Does Kezer want to foce a big favor from Homestead before he’s willing to kill some beavers? Did someone from Carriagetown have a bad breakup with someone from Homestead? Does everybody in Amesbury love beavers? Or is there nobody willing to go in the water this time of year? I wrote the Mayor, the spokeswoman from Audubon and the paper that Beaver Solutions are waiting just two hours away.  I guess I’m not complaining that everyones throwing up their hands and saying we can’t trap.  It’s just confusing. Trust me it gets worse

It is illegal to tear open or disturb an active beaver dam unless one obtains a permit, which isn’t easy to obtain. But while the beaver’s mass of bundled sticks and mud can’t be destroyed, the law allows landowners some options. Unfortunately for the animals, those options for the most part involve killing them.  There’s only one method that provides a win-win for the beaver and developer. Water-level control devices, for instance, make the beaver habitat less desirable, as long as one has a permit. The theory behind the measures is to alter the dam in a way that can’t be fixed by the animals, and hence ultimately persuades the critters to move on. But this option can be tricky since beavers are attuned to the sounds of water escaping their dam and by instinct will move quickly to shore up any weaknesses in their home. Other than that, the law does not provide any other means of relocating the animals.

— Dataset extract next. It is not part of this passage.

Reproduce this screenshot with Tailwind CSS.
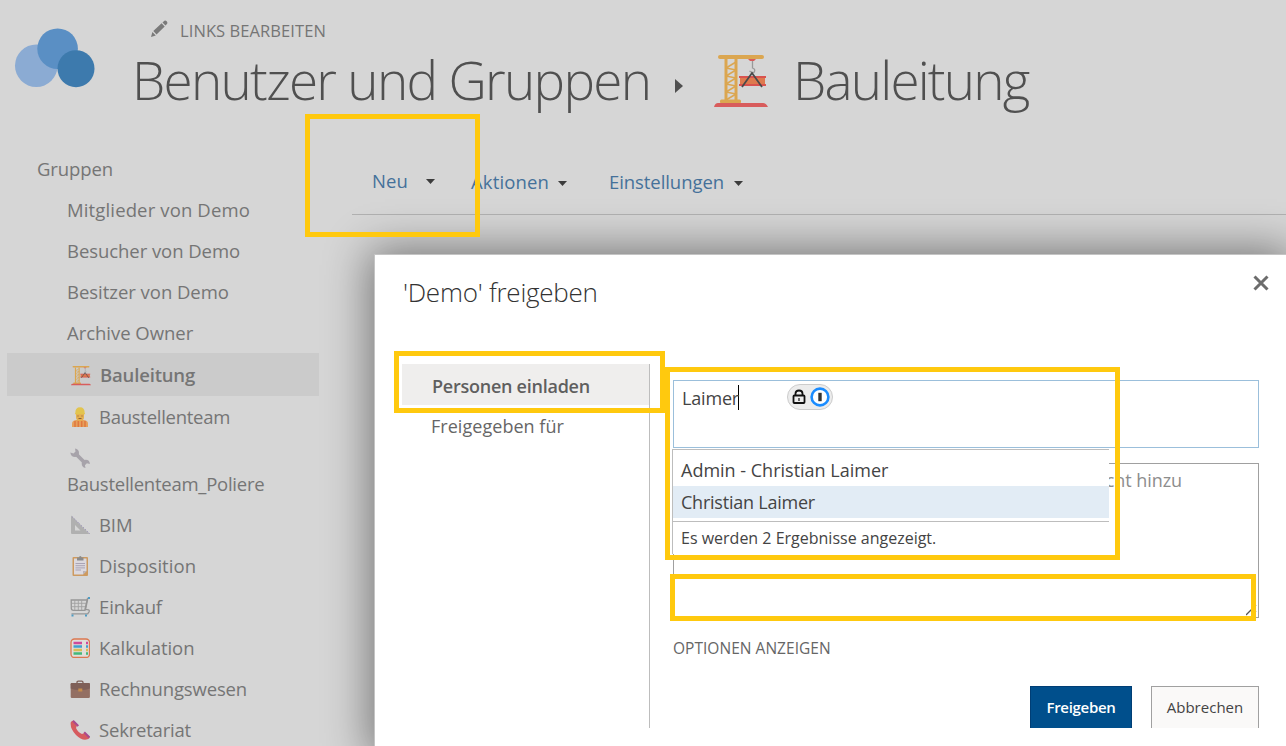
<!DOCTYPE html>
<html lang="de">
<head>
<meta charset="utf-8">
<title>Benutzer und Gruppen – Bauleitung</title>
<script src="https://cdn.jsdelivr.net/npm/@tailwindcss/browser@4"></script>
</head>
<body class="relative h-[746px] w-[1286px] overflow-hidden bg-[#d6d6d6] font-['Open_Sans',sans-serif] text-[18.5px] text-[#757575]">
<svg class="hidden">
  <symbol id="crane" viewBox="0 0 54 54">
    <path d="M12 4v43M22 4v43" stroke="#dba650" stroke-width="3"/>
    <path d="M12 13l10-6M12 21l10-6M12 29l10-6M12 37l10-6M12 45l10-6M12 13l10 2M12 21l10 2M12 29l10 2M12 37l10 2" stroke="#dba650" stroke-width="1.500" fill="none"/>
    <rect x="4" y="0" width="46" height="4" rx="2" fill="#dba650"/>
    <rect x="6" y="44.500" width="21" height="4" rx="1.500" fill="#dba650"/>
    <path d="M0 52q1-4 4-4h45q3 0 5 4z" fill="#d85c5c"/>
    <path d="M34 4h8l-2 2h-4z" fill="#d85c5c"/>
    <path d="M38.500 6v7q3 1 2 3.500t-5-.5" fill="none" stroke="#999" stroke-width="1.300"/>
    <rect x="26" y="22" width="25" height="8" fill="#de7a4e"/>
    <path d="M25 22h27M25 30h27" stroke="#d9534f" stroke-width="2"/>
    <path d="M28 32l10-14 10 14" fill="none" stroke="#4a4a4a" stroke-width="1.800"/>
  </symbol>
  <symbol id="worker" viewBox="0 0 20 20">
    <path d="M2 20v-3.500q0-3 4-3.500h8q4 .5 4 3.500V20z" fill="#e6a05c"/>
    <path d="M5 14v6M15 14v6M8.300 14v6M11.700 14v6" stroke="#e0773f" stroke-width="1.500" fill="none"/>
    <path d="M6 6h8v4q0 4-4 4t-4-4z" fill="#e5b04f"/>
    <path d="M5.300 6q0-5.800 4.700-5.800T14.700 6l.5 1.300H4.800z" fill="#e2c44e"/>
    <path d="M7.500 9h1M11.500 9h1M8.500 11.500h3" stroke="#8a5f3a" stroke-width="1"/>
  </symbol>
  <symbol id="wrench" viewBox="0 0 20 20">
    <path d="M5.500 5.500l10 10" stroke="#a7a3aa" stroke-width="3.800"/>
    <path d="M5 .5q4 .5 4 4.500 0 4-4 4T.3 4.500L3.500 5.500 5.500 3.500z" fill="#a7a3aa"/>
    <path d="M15.500 20q-3.800-.8-3.800-4.500 0-3.800 4-3.800t4.200 4.300l-3-.8-2 2z" fill="#a7a3aa"/>
  </symbol>
  <symbol id="ruler" viewBox="0 0 20 20">
    <path fill-rule="evenodd" d="M1 .5l18.500 18.500H2q-1 0-1-1zM5 10v5.500h5.500z" fill="#b0b0b0"/>
    <path d="M2 1.500L19.500 18.500" stroke="#8b80b0" stroke-width="1" stroke-dasharray="1 1.600"/>
  </symbol>
  <symbol id="clip" viewBox="0 0 20 20">
    <rect x="2.500" y="1" width="15.500" height="19" rx="1" fill="#cd9a60"/>
    <path d="M4 2.500H16.500V15L13 18.500H4z" fill="#dcd9df"/>
    <path d="M16.500 15H13v3.500z" fill="#b9b2b8"/>
    <path d="M7 1.500h2q0-1.500 1.300-1.500T11.500 1.500h2V4.500H7z" fill="#8b8b8b"/>
    <path d="M5.500 7.500H15M5.500 9.700H15M5.500 11.900H15M5.500 14H11" stroke="#aaa3b5" stroke-width="1"/>
  </symbol>
  <symbol id="cart" viewBox="0 0 20 20" fill="none">
    <path d="M1.200 3h16.300l-2 9.500q-.2.800-1 .8H3.500q-2.200 0-2.200-2z" stroke="#969696" stroke-width="1.300"/>
    <path d="M4.800 3v10M8.300 3v10M11.700 3v10M1.500 6.300H16M1.500 9.700H15" stroke="#a0a0a0" stroke-width=".9"/>
    <path d="M18.500 1.300h-1l-2.500 11 3.500.5q1.300.7.500 2l-1.300 2H1.500" stroke="#969696" stroke-width="1.300"/>
    <path d="M18 1h2M2.500 17.500v2M16 17.500v2" stroke="#4e9cc4" stroke-width="2"/>
  </symbol>
  <symbol id="abacus" viewBox="0 0 20 20">
    <rect x="1" y="1" width="18.500" height="18.500" rx="3.500" fill="#e0dedb" stroke="#dc7850" stroke-width="1.300"/>
    <g stroke-width="2.300"><path d="M3.500 5H12M16 5h2" stroke="#cf4a9b"/><path d="M3.500 8.500H12M16 8.500h2" stroke="#3fa0cf"/><path d="M3.500 12H12M16 12h2" stroke="#d9bd55"/><path d="M3.500 15.500H12M16 15.500h2" stroke="#43b87b"/></g>
  </symbol>
  <symbol id="case" viewBox="0 0 20 20">
    <path d="M7 4.500V3.500q0-1.300 1.300-1.300h3.400q1.300 0 1.300 1.300v1" fill="none" stroke="#7d5f57" stroke-width="1.300"/>
    <rect x=".7" y="4" width="19.200" height="15" rx="1.200" fill="#936f63"/>
    <path d="M.7 5q0-1 1-1h17.200q1 0 1 1v4.500q-4 1.500-9.600 1.500T.7 9.500z" fill="#7f5f57"/>
    <rect x="8.300" y="9.500" width="4" height="3" fill="#c48c4d"/>
  </symbol>
  <symbol id="phone" viewBox="0 0 20 20">
    <path d="M.7 2.500Q2 0 3.500 1L7 5.500 6 8q2 4.500 6 6l2.500-1 5 4q.5 1.500-2 2.300Q12 21 6 15 0 9 .7 2.500z" fill="#d65b5f"/>
    <path d="M3 .7L8.300 6M14.200 12.200l5.300 5.300" stroke="#a94a8e" stroke-width="2"/>
  </symbol>
</svg>

<header class="flex h-[148px]">
  <svg class="mt-[24px] ml-[12px] h-[68px] w-[86px] shrink-0" viewBox="12 24 86 68">
    <circle cx="36.300" cy="65.700" r="21.300" fill="#8babd3"/>
    <circle cx="57.600" cy="48.700" r="20.300" fill="#5a8fc4"/>
    <circle cx="76" cy="68.700" r="18.500" fill="#3d7aad"/>
  </svg>
  <div class="ml-[37px] flex flex-col pt-[18px]">
    <div class="flex h-[26px] items-center pl-[15px]">
      <svg class="mt-[-5px] h-[18px] w-[18px]" viewBox="0 0 18 18" fill="#7a7a7a"><path d="M1 17l1.400-5L5.800 15.500zM3.300 11L11.600 3.200 14.700 6.400 6.500 14.500zM12.500 2.500L14.400.8Q15.500.2 16.700 1.300 17.800 2.500 17.200 3.700L15.500 5.500z"/></svg>
      <a class="ml-[12px] text-[16.5px] tracking-[0.08px]">LINKS BEARBEITEN</a>
    </div>
    <h1 class="flex h-[72px] items-center text-[53px] leading-[72px] font-light whitespace-nowrap text-[#505050]">
      <span class="ml-[-5px] w-[522px] pl-[2px] tracking-[-1.7px]">Benutzer und Gruppen</span>
      <svg class="mt-[12px] ml-[22px] h-[14px] w-[9px]" viewBox="0 0 9 14"><path d="M1 0v14l8-7z" fill="#505050"/></svg>
      <svg class="mt-[3px] ml-[31px] h-[54px] w-[54px]"><use href="#crane"/></svg>
      <span class="ml-[25px] tracking-[-1.8px]">Bauleitung</span>
    </h1>
  </div>
</header>

<div class="flex">
  <nav class="flex w-[312px] shrink-0 flex-col pl-[7px] leading-[41px] whitespace-nowrap">
    <a class="h-[41px] pl-[30px] tracking-[-0.1px]">Gruppen</a>
    <a class="h-[41px] pl-[60px] tracking-[0.14px]">Mitglieder von Demo</a>
    <a class="h-[41px] pl-[60px] tracking-[-0.06px]">Besucher von Demo</a>
    <a class="h-[41px] pl-[60px] tracking-[-0.03px]">Besitzer von Demo</a>
    <a class="h-[41px] pl-[60px] tracking-[-0.03px]">Archive Owner</a>
    <a class="flex h-[43px] w-[312px] items-center gap-[9px] bg-[#cbcbcb] pl-[64px] font-semibold tracking-[-0.17px]"><svg class="mt-[2px] h-5 w-5"><use href="#crane"/></svg>Bauleitung</a>
    <a class="flex h-[41px] items-center gap-[9px] pl-[63px] tracking-[-0.27px]"><svg class="h-5 w-5"><use href="#worker"/></svg>Baustellenteam</a>
    <a class="flex h-[67px] flex-col pl-[60px] tracking-[-0.25px]"><svg class="mt-[11px] ml-[3px] h-5 w-5 shrink-0"><use href="#wrench"/></svg><span class="mt-[-5px]">Baustellenteam_Poliere</span></a>
    <a class="flex h-[41px] items-center gap-[9px] pl-[63px] tracking-[-0.1px]"><svg class="h-5 w-5"><use href="#ruler"/></svg>BIM</a>
    <a class="flex h-[41px] items-center gap-[9px] pl-[63px] tracking-[0.04px]"><svg class="h-5 w-5"><use href="#clip"/></svg>Disposition</a>
    <a class="flex h-[41px] items-center gap-[9px] pl-[63px] tracking-[-0.13px]"><svg class="h-5 w-5"><use href="#cart"/></svg>Einkauf</a>
    <a class="flex h-[41px] items-center gap-[9px] pl-[63px] tracking-[-0.05px]"><svg class="h-5 w-5"><use href="#abacus"/></svg>Kalkulation</a>
    <a class="flex h-[41px] items-center gap-[9px] pl-[63px] tracking-[-0.16px]"><svg class="h-5 w-5"><use href="#case"/></svg>Rechnungswesen</a>
    <a class="flex h-[41px] items-center gap-[9px] pl-[63px] tracking-[-0.2px]"><svg class="h-5 w-5"><use href="#phone"/></svg>Sekretariat</a>
  </nav>
  <main class="ml-[40px] flex-1">
    <div class="flex h-[67px] items-center border-b border-[#b1b1b1] pl-[20px] text-[#45719a]">
      <a class="mt-[-1px] flex w-[99px] items-center gap-[18px] tracking-[0.1px]">Neu<svg class="mt-[1px] h-[5px] w-[9px]" viewBox="0 0 9 5"><path d="M0 0h9L4.500 5z" fill="#3c3c3c"/></svg></a>
      <a class="mt-[1px] flex w-[138px] items-center gap-[9px] tracking-[0.14px]">Aktionen<svg class="mt-[3px] h-[5px] w-[9px]" viewBox="0 0 9 5"><path d="M0 0h9L4.500 5z" fill="#3c3c3c"/></svg></a>
      <a class="mt-[1px] flex items-center gap-[10px] tracking-[-0.07px]">Einstellungen<svg class="mt-[3px] h-[5px] w-[9px]" viewBox="0 0 9 5"><path d="M0 0h9L4.500 5z" fill="#3c3c3c"/></svg></a>
    </div>
  </main>
</div>

<!-- Share dialog -->
<section class="absolute top-[254px] left-[374px] flex h-[500px] w-[914px] flex-col border border-[#c4c4c4] bg-white text-[18px] shadow-[0_0_42px_4px_rgba(0,0,0,0.46)]">
  <div class="flex h-[109px] justify-between pt-[19px] pr-[18px] pl-[28px]">
    <h2 class="text-[26px] leading-[36px] font-light tracking-[-0.24px] text-[#333]">'Demo' freigeben</h2>
    <svg class="mt-[1px] h-[16px] w-[16px]" viewBox="0 0 16 16" stroke="#6c6c6c" stroke-width="3"><path d="M1.500 1.500l13 13M14.500 1.500l-13 13"/></svg>
  </div>
  <div class="flex h-[364px]">
    <div class="ml-[27px] w-[248px] shrink-0 border-r border-[#bdbdbd] text-[#666]">
      <a class="flex h-[41px] items-center bg-[#efeeed] pt-[3px] pl-[30px] font-semibold tracking-[-0.25px] text-[#5f5f5f]">Personen einladen</a>
      <a class="flex h-[41px] items-center pt-[1px] pl-[29px] tracking-[0.04px]">Freigegeben für</a>
    </div>
    <div class="relative ml-[23px] flex w-[586px] flex-col pt-[16px]">
      <div class="flex h-[68px] shrink-0 items-start border border-[#9bbfdb] pl-[8px] text-[#444]">
        <span class="mt-[4px] h-[25px] w-[57px] border-r border-black leading-[27px] tracking-[-0.18px]">Laimer</span>
        <span class="mt-[3px] ml-[48px] flex h-[26px] w-[46px] items-center justify-center gap-[4px] rounded-full border border-[#ccc] bg-[#ececec] pl-[2px]">
          <svg class="h-[16px] w-[14px]" viewBox="0 0 14 16" fill="none" stroke="#111" stroke-width="1.800"><rect x="1.500" y="6.500" width="11" height="7.500" rx=".8"/><path d="M3.500 6.500V4.500Q3.500 1.500 7 1.500t3.500 3v2"/><path d="M7 9v3" stroke-width="1.200"/></svg>
          <svg class="h-5 w-5" viewBox="0 0 20 20"><circle cx="10" cy="10" r="8.400" fill="#fff" stroke="#1a8cff" stroke-width="2.600"/><rect x="8.300" y="5.800" width="3.400" height="8.400" fill="#333"/></svg>
        </span>
      </div>
      <div class="relative mt-[15px] h-[155px] shrink-0 border border-[#a0a0a0] pt-[3px] pr-[76px] text-right tracking-[-0.06px] text-[#8d8d8d]">Nachricht hinzu
        <svg class="absolute right-0 bottom-0 h-[12px] w-[12px]" viewBox="0 0 12 12"><path d="M0 10L10 0M6 10l4-4" stroke="#555" stroke-width="1.300"/></svg>
      </div>
      <a class="mt-[18px] text-[15.5px] leading-[24px] tracking-[0.03px] text-[#666]">OPTIONEN ANZEIGEN</a>
      <div class="mt-[26px] flex h-[42px] justify-end gap-[19px] text-[15px]">
        <button class="w-[102px] border border-b-0 border-[#003e75] bg-[#004f8c] font-semibold tracking-[-0.3px] text-white">Freigeben</button>
        <button class="w-[108px] border border-b-0 border-[#a0a0a0] bg-[#faf9f8] tracking-[0.02px] text-[#444]">Abbrechen</button>
      </div>
      <!-- Suggestion list over the message field -->
      <div class="absolute top-[85px] left-[-1px] flex h-[105px] w-[437px] flex-col border-t border-l border-[#bdbdbd] bg-white text-[#444]">
        <a class="flex h-[36px] items-center pt-[5px] pl-[8px]">Admin - Christian Laimer</a>
        <a class="flex h-[32px] items-center bg-[#e2ecf5] pl-[8px] tracking-[-0.23px]">Christian Laimer</a>
        <p class="mt-[3px] flex h-[32px] items-center border-t border-[#bdbdbd] pl-[8px] text-[16px]">Es werden 2 Ergebnisse angezeigt.</p>
      </div>
    </div>
  </div>
</section>

<!-- Highlight frames -->
<div class="absolute top-[114px] left-[305px] h-[123px] w-[175px] border-5 border-[#ffc90e]"></div>
<div class="absolute top-[351px] left-[394px] h-[62px] w-[271px] border-5 border-[#ffc90e]"></div>
<div class="absolute top-[367px] left-[665px] h-[193px] w-[455px] border-5 border-[#ffc90e]"></div>
<div class="absolute top-[574px] left-[670px] h-[47px] w-[586px] border-5 border-[#ffc90e]"></div>
</body>
</html>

Did you get that? This article begins with a flourish worthy of the 1812 overature. There’s only one method that provides a win-win for the beaver and the developer. WATER CONTROL DEvICES!!!!!!!!!Wow I got all excited and for a minute there thought I was in love. The next sentence changed everthing, as we dropped from 1812 overture to ‘theme from Hee-Haw“.  Flow devices”Make the beaver habitat less desirable. and ultimately persuade the critters to move on”. Is there a mark on my forehead? I keep slapping it when I read STUPID articles. Ahhh Lynne, you were this close.

I’m not sure where you got that misinformation from. Did Mr. Kezer tell you that water control devices make beavers go away? Did Ms. Rines from Audubon? Did you read it on a cereal box? Just so you know. If flow devices made beavers move on, they would be a complete waste of time and a wasted investment. Because new beavers would just move in. Just like when you trap. The point of flow devices is to preserve the conditions that the humans need (lower dam, unblocked culvert) in such a way that the beavers can tolerate it. Then they stay in the area and mark the territory and keep any other beavers from moving in.

Oh and Lynne? beavers do walk on their hind legs.

That’s mom carrying mud and sticks onto the old lodge, BTW. This footage was shot by Moses Silva about two years ago  Ahh mom, we miss you. Nice to see you again.

Some of our lucky viewers might notice a new image in your menu bar and bookmark. I figured out yesterday how to do the favicon we used to have on the old site, but I thought the logo was a little mishapen so I tried this instead. It may take a while to show on your site, but it should eventually. This is a silhouette designed by Libby Corliss based on a photo taken by Cheryl Reynold. Thanks ladies!


Waiting for tomorrow’s rain I am anxiously reminded that our beavers have a hard winter ahead of them, full of washouts, high flows and dam failure. Without mom and the other yearlings to help out, all the hard labor will fall on Dad and our two year old. The kits will get ample on-the-job-training i’m sure, but they won’t be much use in repairing and maintaining three dams.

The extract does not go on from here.